In July of this year, as Tom Petty and the Heartbreakers arrived in Hyde Park, London, for the next leg of their 40th anniversary tour, they were joined by one of their frontman’s most famed collaborators: Stevie Nicks. The audience roared in approval as the pair performed a rendition of their iconic duet “Stop Draggin’ My Heart Around,” with the BBC going so far as to call fans in the crowd “delirious.” While on stage, Nicks shouted out, “You know that Tom Petty is my favorite rock star!” and said she’d remember the night “for the rest of my life.”


It was hardly the first time that Petty and Nicks revived the song for a live audience. But it has, in a tragic and abrupt twist, turned out to be the last. Petty died Monday at age 66, after suffering cardiac arrest at his home in Malibu.
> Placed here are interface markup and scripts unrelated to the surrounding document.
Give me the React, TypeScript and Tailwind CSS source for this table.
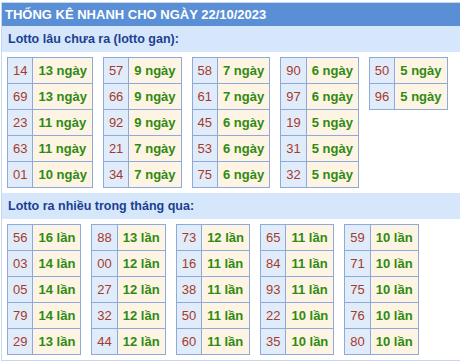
const gan: [string, string][][] = [
  [["14", "13 ngày"], ["69", "13 ngày"], ["23", "11 ngày"], ["63", "11 ngày"], ["01", "10 ngày"]],
  [["57", "9 ngày"], ["66", "9 ngày"], ["92", "9 ngày"], ["21", "7 ngày"], ["34", "7 ngày"]],
  [["58", "7 ngày"], ["61", "7 ngày"], ["45", "6 ngày"], ["53", "6 ngày"], ["75", "6 ngày"]],
  [["90", "6 ngày"], ["97", "6 ngày"], ["19", "5 ngày"], ["31", "5 ngày"], ["32", "5 ngày"]],
  [["50", "5 ngày"], ["96", "5 ngày"]],
];

const nhieu: [string, string][][] = [
  [["56", "16 lần"], ["03", "14 lần"], ["05", "14 lần"], ["79", "14 lần"], ["29", "13 lần"]],
  [["88", "13 lần"], ["00", "12 lần"], ["27", "12 lần"], ["32", "12 lần"], ["44", "12 lần"]],
  [["73", "12 lần"], ["16", "11 lần"], ["38", "11 lần"], ["50", "11 lần"], ["60", "11 lần"]],
  [["65", "11 lần"], ["84", "11 lần"], ["93", "11 lần"], ["22", "10 lần"], ["35", "10 lần"]],
  [["59", "10 lần"], ["71", "10 lần"], ["75", "10 lần"], ["76", "10 lần"], ["80", "10 lần"]],
];

function LottoTable({ rows }: { rows: [string, string][] }) {
  return (
    <table className="border-collapse self-start">
      <tbody>
        {rows.map(([num, count]) => (
          <tr key={num} className="h-[26px]">
            <td className="border border-[#8eaadc] bg-[#e1ecfb] px-[5px] text-[13px] text-[#a53a2c]">{num}</td>
            <td className="border border-[#8eaadc] bg-[#fdf4e3] px-[5px] text-[13px] font-bold text-[#2f8a12] whitespace-nowrap">
              {count}
            </td>
          </tr>
        ))}
      </tbody>
    </table>
  );
}

function Section({ title, tables }: { title: string; tables: [string, string][][] }) {
  return (
    <div>
      <div className="h-[26px] bg-[#d6e7fb] pl-[6px] flex items-center text-[12.5px] font-bold text-[#1b3f92]">
        {title}
      </div>
      <div className="flex gap-[10px] px-[5px] py-[5px]">
        {tables.map((t, i) => (
          <LottoTable key={i} rows={t} />
        ))}
      </div>
    </div>
  );
}

export default function App() {
  return (
    <div className="w-[460px] h-[362px] overflow-hidden bg-white pt-[2px] pl-px" style={{ fontFamily: '"Liberation Sans", Arial, sans-serif' }}>
      <div className="w-[480px] h-[359px] border border-[#c8d7ec]">
        <div className="h-[23px] bg-[#5b8fd5] pl-[3px] flex items-center text-[13px] font-bold text-white">
          THỐNG KÊ NHANH CHO NGÀY 22/10/2023
        </div>
        <Section title="Lotto lâu chưa ra (lotto gan):" tables={gan} />
        <Section title="Lotto ra nhiều trong tháng qua:" tables={nhieu} />
      </div>
    </div>
  );
}
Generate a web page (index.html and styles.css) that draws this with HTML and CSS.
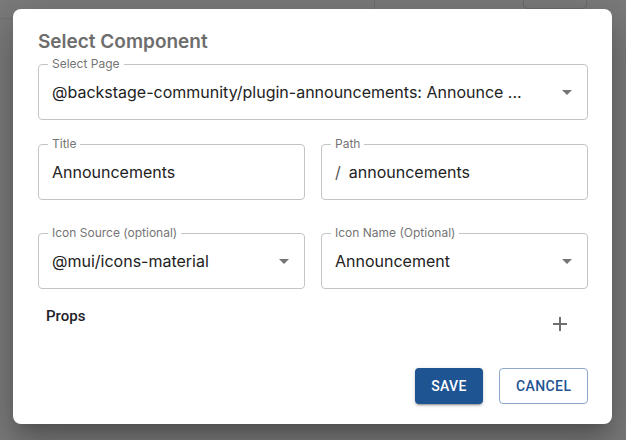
FILE: index.html
```html
<!DOCTYPE html>
<html lang="en">
<head>
<meta charset="utf-8">
<title>Select Component</title>
<link rel="stylesheet" href="styles.css">
</head>
<body>
<div class="page-bg">
  <div class="bg-hline"></div>
  <div class="bg-vline"></div>
  <div class="bg-box"></div>
</div>
<div class="dialog">
  <h2 class="dialog-title">Select Component</h2>
  <div class="field select">
    <span class="field-label">Select Page</span>
    <span class="field-value">@backstage-community/plugin-announcements: Announce ...</span>
    <svg class="arrow" viewBox="0 0 24 24"><path d="M7 10l5 5 5-5z"/></svg>
  </div>
  <div class="row row-gap-a">
    <div class="field">
      <span class="field-label">Title</span>
      <span class="field-value">Announcements</span>
    </div>
    <div class="field">
      <span class="field-label">Path</span>
      <span class="field-value"><span class="prefix">/</span>announcements</span>
    </div>
  </div>
  <div class="row row-gap-b">
    <div class="field select">
      <span class="field-label">Icon Source (optional)</span>
      <span class="field-value">@mui/icons-material</span>
      <svg class="arrow" viewBox="0 0 24 24"><path d="M7 10l5 5 5-5z"/></svg>
    </div>
    <div class="field select">
      <span class="field-label">Icon Name (Optional)</span>
      <span class="field-value">Announcement</span>
      <svg class="arrow" viewBox="0 0 24 24"><path d="M7 10l5 5 5-5z"/></svg>
    </div>
  </div>
  <div class="props-row">
    <span class="props-title">Props</span>
    <button class="icon-btn" aria-label="add">
      <svg viewBox="0 0 24 24"><path d="M19 13h-6v6h-2v-6H5v-2h6V5h2v6h6v2z"/></svg>
    </button>
  </div>
  <div class="actions">
    <button class="btn btn-primary">Save</button>
    <button class="btn btn-outline">Cancel</button>
  </div>
</div>
</body>
</html>
```
FILE: styles.css
```css
html, body {
  margin: 0;
  padding: 0;
}
body {
  width: 626px;
  height: 440px;
  background: #7b7b7b;
  overflow: hidden;
  position: relative;
  font-family: Inter, "Liberation Sans", sans-serif;
}
.page-bg {
  position: absolute;
  inset: 0;
}
.bg-hline {
  position: absolute;
  left: 0;
  top: 18px;
  width: 20px;
  height: 1px;
  background: #727272;
}
.bg-vline {
  position: absolute;
  left: 374px;
  top: 0;
  width: 1px;
  height: 12px;
  background: #6f6f6f;
}
.bg-box {
  position: absolute;
  left: 523px;
  top: -6px;
  width: 62px;
  height: 13px;
  border: 1px solid #6a6a6a;
  border-radius: 4px;
}
.dialog {
  position: relative;
  margin: 9px 13px 0 13px;
  width: 599px;
  height: 415px;
  box-sizing: border-box;
  background: #fff;
  border-radius: 8px;
  padding: 19px 24px 20px 25px;
  box-shadow: 0 11px 15px -7px rgba(0,0,0,0.2), 0 24px 38px 3px rgba(0,0,0,0.14), 0 9px 46px 8px rgba(0,0,0,0.12);
}
.dialog-title {
  margin: 0;
  font-size: 19px;
  line-height: 27px;
  font-weight: 600;
  color: #6d6d6d;
}
.field {
  position: relative;
  height: 56px;
  box-sizing: border-box;
  border: 1px solid #c4c4c4;
  border-radius: 4px;
  display: flex;
  align-items: center;
  padding: 0 13px;
  margin-top: 9px;
}
.field-label {
  position: absolute;
  left: 9px;
  top: -9px;
  padding: 0 4px;
  background: #fff;
  font-size: 12px;
  line-height: 16px;
  color: #757575;
}
.field-value {
  font-size: 16px;
  color: #222;
  white-space: nowrap;
}
.prefix {
  margin-right: 8px;
  color: #555;
}
.arrow {
  position: absolute;
  right: 8px;
  top: 15px;
  width: 24px;
  height: 24px;
  fill: #757575;
}
.row {
  display: grid;
  grid-template-columns: 1fr 1fr;
  column-gap: 16px;
}
.row .field {
  margin-top: 0;
}
.row-gap-a {
  margin-top: 24px;
}
.row-gap-b {
  margin-top: 33px;
}
.props-row {
  margin-top: 15px;
  display: flex;
  justify-content: space-between;
  align-items: flex-start;
  height: 40px;
  padding-left: 8px;
}
.props-title {
  font-family: Roboto, sans-serif;
  font-weight: 500;
  font-size: 15px;
  line-height: 24px;
  color: #1f2329;
}
.icon-btn {
  width: 48px;
  height: 40px;
  margin-right: 4px;
  border: 0;
  padding: 0;
  background: transparent;
  display: flex;
  align-items: center;
  justify-content: center;
}
.icon-btn svg {
  width: 24px;
  height: 24px;
  fill: #6e6e6e;
}
.actions {
  margin-top: 24px;
  display: flex;
  justify-content: flex-end;
  gap: 16px;
}
.btn {
  height: 36px;
  box-sizing: border-box;
  border-radius: 4px;
  font-family: Roboto, sans-serif;
  font-weight: 500;
  font-size: 14px;
  letter-spacing: 0.4px;
  text-transform: uppercase;
  padding: 0 16px;
}
.btn-primary {
  width: 68px;
  background: #1f5493;
  color: #fff;
  border: 0;
  box-shadow: 0 3px 1px -2px rgba(0,0,0,0.2), 0 2px 2px 0 rgba(0,0,0,0.14), 0 1px 5px 0 rgba(0,0,0,0.12);
}
.btn-outline {
  width: 89px;
  background: #fff;
  color: #1f5493;
  border: 1px solid #8ea9cb;
}
```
Nicks and Petty’s relationship as friends and collaborators spanned decades; they met in 1978 and within a few years began working closely together. In 1981, the pair created their first duet, “Insider,” as part of the Tom Petty and the Heartbreakers album Hard Promises. Later that year, for Nicks’ debut solo album, Bella Donna, the pair recorded “Stop Draggin’ My Heart Around” — that aforementioned classic — which was originally written for the Heartbreakers until Nicks’ participation was factored in. (Other Heartbreakers band members ended up contributing to Nicks’ first few solo albums.) It debuted as one of the top singles in the country — staying no. 3 on the Billboard Hot 100 for six weeks — and to this day remains among both artists’ most successful and beloved songs. (Their other big hit was “Needles and Pins,” a Heartbreakers song released in 1986.)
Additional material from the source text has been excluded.